9. Give Them an Opportunity to Manage Money from a Young Age…
Do your kids have an allowance? For very young kids, a weekly allowance that equals their age is a great way to get the financial literacy ball rolling. Invest in the proverbial piggy bank to help teach kids to find their own financial way in the world.
As they get older, and money becomes more important to them, they’ll have to learn how to manage their desires with limited resources—just like adults.
10. … And Let Them Make Mistakes
It’s interesting to see what individual kids will choose to do with their money and what spending habits they’ll develop over the long term. Some of them may hoard it, others will spend it as fast as they get it. Either way, they’re learning.
You’ll observe many “aha” moments without having to say a word, including when they blow it all on candy or iced coffee and realize they don’t have enough money for a big-ticket item they really want. This is a valuable lesson about the perils of consumption and instant gratification vs. mindful spending.
11. Set Your Kids Up with a Youth Savings Account
It’s never too early to learn about financial products like checking and savings accounts. Most banks and credit unions have a free account where kids can park their money. This gives them an opportunity to learn how to use an ATM and the responsibility to keep track of their debit card. (Even when they inevitably lose it, walking into the bank and getting a replacement is good practice.)
If you give them an allowance, you may choose to pay up in cash or transfer the funds electronically. They need experience managing all forms of money!

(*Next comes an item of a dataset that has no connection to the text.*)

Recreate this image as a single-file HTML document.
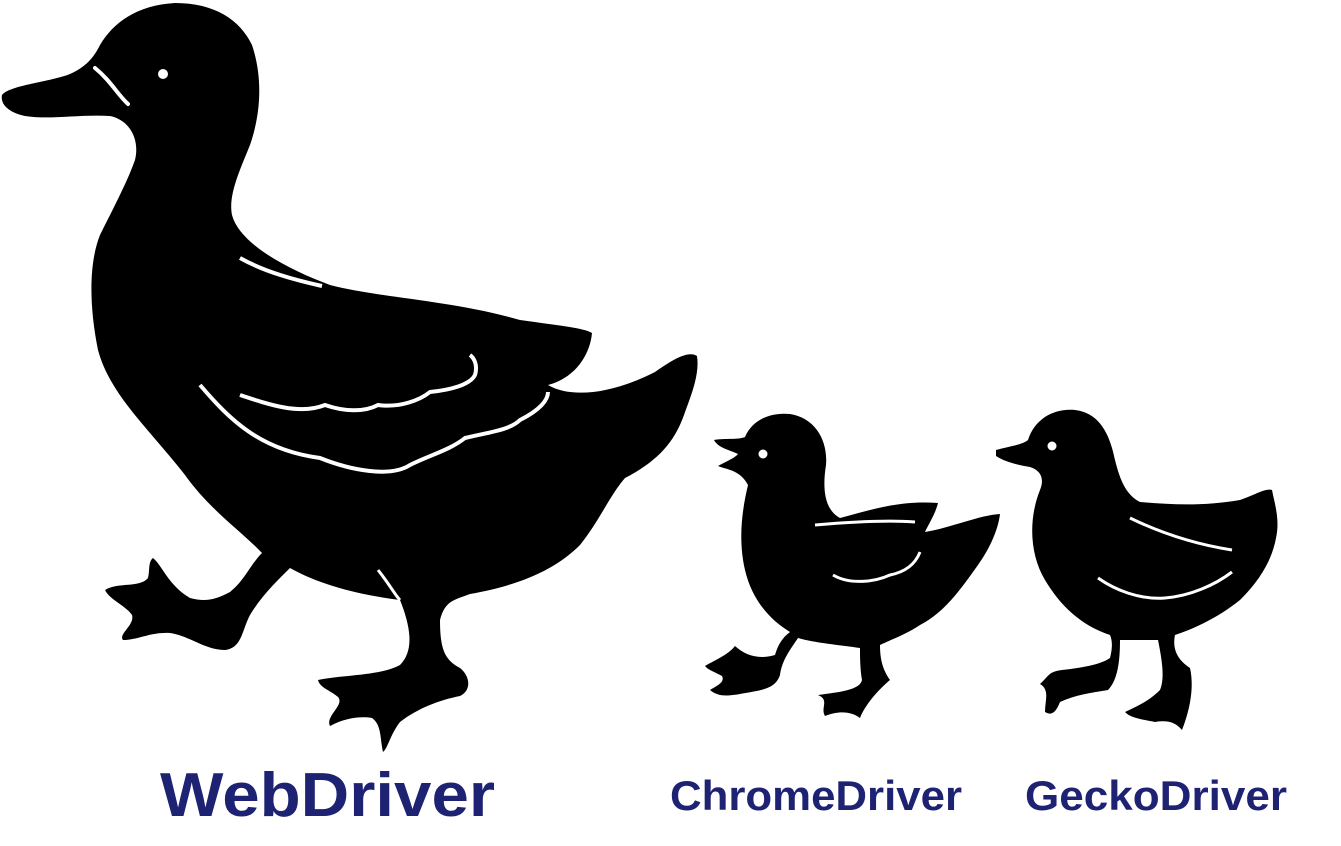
<!DOCTYPE html>
<html><head><meta charset="utf-8"><style>
html,body{margin:0;padding:0;background:#fff;width:1341px;height:846px;overflow:hidden}
svg{display:block}
</style></head><body>
<svg width="1341" height="846" viewBox="0 0 1341 846" xmlns="http://www.w3.org/2000/svg">
<!-- big duck -->
<path fill="#000" d="M2,95 C10,85 50,82 70,74 C88,66 95,55 100,45 C115,20 140,5 175,3 C215,3 240,20 252,45 C262,75 262,110 250,145 C240,170 228,195 232,215 C240,245 290,270 330,285 C380,298 450,300 520,320 C555,325 585,328 592,333 C590,355 575,378 548,385 C570,398 610,395 655,372 C672,360 688,350 697,356 C700,375 690,398 684,415 C675,440 660,460 625,478 C610,495 600,520 580,545 C555,570 520,585 470,594 C455,600 445,600 440,620 C440,650 445,660 460,668 C470,676 472,690 460,696 C440,700 418,708 400,722 C390,735 388,748 383,752 C380,740 382,725 372,718 C360,716 345,718 330,726 C325,716 345,705 338,697 C330,690 320,688 318,680 C340,675 380,676 400,665 C415,650 410,625 400,600 C360,595 320,585 290,568 C278,580 262,595 250,615 C242,630 242,648 225,650 C205,650 190,636 170,633 C150,632 138,640 123,640 C118,634 135,625 132,615 C125,605 110,600 105,590 C118,582 140,588 148,578 C150,570 148,562 153,558 C162,565 168,585 190,598 C205,602 215,600 230,592 C245,580 250,565 262,553 C240,530 210,510 185,475 C150,430 110,395 98,350 C88,300 90,260 100,235 C115,205 128,180 135,160 C140,140 130,120 110,116 C80,114 50,120 25,116 C10,113 0,105 2,95 Z"/>
<circle cx="163" cy="74" r="5" fill="#fff"/>
<path d="M95,68 C110,80 118,95 128,104" stroke="#fff" stroke-width="4" fill="none" stroke-linecap="round"/>
<path d="M240,258 C265,272 295,280 322,286" stroke="#fff" stroke-width="4" fill="none"/>
<path d="M200,385 C230,420 260,450 320,458 C350,470 390,478 410,465 C430,455 450,450 465,438 C490,432 510,430 520,420 C540,410 548,400 548,392" stroke="#fff" stroke-width="4" fill="none"/>
<path d="M240,395 C270,405 300,415 325,405 C345,412 365,412 378,405 C400,408 420,400 430,392 C450,390 470,385 475,375 C478,365 474,358 470,355" stroke="#fff" stroke-width="4" fill="none"/>
<path d="M378,570 C390,585 395,595 400,600" stroke="#fff" stroke-width="3" fill="none"/>
<!-- chick 1 -->
<path fill="#000" d="M714,440 C725,438 738,440 745,437 C752,420 770,412 790,414 C815,418 828,440 826,465 C822,490 825,510 840,518 C870,510 900,500 938,503 C935,515 928,525 925,532 C950,528 980,515 1000,514 C998,530 990,548 978,565 C960,590 945,612 920,625 C905,635 890,640 880,645 C880,660 883,670 890,680 C878,690 865,705 860,718 C852,712 840,710 825,716 C820,708 830,700 818,695 C840,692 860,690 862,680 C860,668 860,655 860,648 C840,645 815,643 798,638 C790,650 782,660 780,675 C775,690 760,690 740,694 C728,696 718,697 710,690 C718,685 725,682 722,676 C715,672 708,670 705,666 C715,660 728,655 735,646 C745,655 758,660 775,655 C778,645 782,638 790,632 C770,620 752,600 745,570 C738,540 742,510 748,485 C740,470 728,470 718,466 C725,462 735,458 738,454 C730,450 718,448 714,440 Z"/>
<circle cx="763" cy="454" r="4.5" fill="#fff"/>
<path d="M815,525 C850,522 890,520 915,522" stroke="#fff" stroke-width="3" fill="none"/>
<path d="M833,575 C850,585 875,582 890,575 C905,572 915,565 920,552" stroke="#fff" stroke-width="3" fill="none"/>
<!-- chick 2 -->
<path fill="#000" d="M996,450 C1010,446 1022,445 1028,440 C1035,418 1055,408 1075,410 C1100,413 1110,435 1115,460 C1120,480 1126,495 1140,502 C1175,505 1205,506 1240,500 C1255,495 1265,488 1272,490 C1275,505 1280,520 1276,538 C1272,560 1260,580 1240,600 C1215,620 1190,630 1175,635 C1172,650 1178,660 1190,668 C1195,690 1188,715 1182,730 C1175,722 1168,720 1155,722 C1145,720 1130,718 1125,712 C1140,705 1150,700 1160,690 C1165,678 1162,660 1158,640 C1145,640 1130,640 1120,640 C1120,660 1118,680 1108,690 C1090,693 1075,695 1060,702 C1055,715 1050,715 1045,712 C1045,700 1050,690 1040,684 C1050,675 1048,672 1062,670 C1080,668 1100,665 1110,658 C1112,650 1113,642 1110,635 C1080,625 1060,605 1045,580 C1030,555 1028,520 1040,490 C1045,478 1040,470 1030,467 C1018,465 1005,462 996,456 Z"/>
<circle cx="1052" cy="446" r="4.5" fill="#fff"/>
<path d="M1130,518 C1165,535 1200,545 1232,550" stroke="#fff" stroke-width="3" fill="none"/>
<path d="M1098,578 C1115,590 1140,600 1165,598 C1190,596 1215,585 1232,572" stroke="#fff" stroke-width="3" fill="none"/>
<!-- text -->
<g fill="#1e2272" font-family="'Liberation Sans', sans-serif" font-weight="bold">
<text x="160" y="816" font-size="62" textLength="335" lengthAdjust="spacingAndGlyphs">WebDriver</text>
<text x="670" y="810" font-size="42" textLength="292" lengthAdjust="spacingAndGlyphs">ChromeDriver</text>
<text x="1025" y="810" font-size="42" textLength="262" lengthAdjust="spacingAndGlyphs">GeckoDriver</text>
</g>
</svg>
</body></html>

12. Incorporate New Financial Literacy Concepts Every Year
Don’t wait until they’re old enough to apply for their own credit card before explaining the concept to your kids. Depending on their interest and maturity, they may be ready to learn about advanced financial concepts and good financial habits when they’re in middle school.
Make it a point to introduce them to everything you know about managing personal finances before they go to college. You may even do some researching and learning together!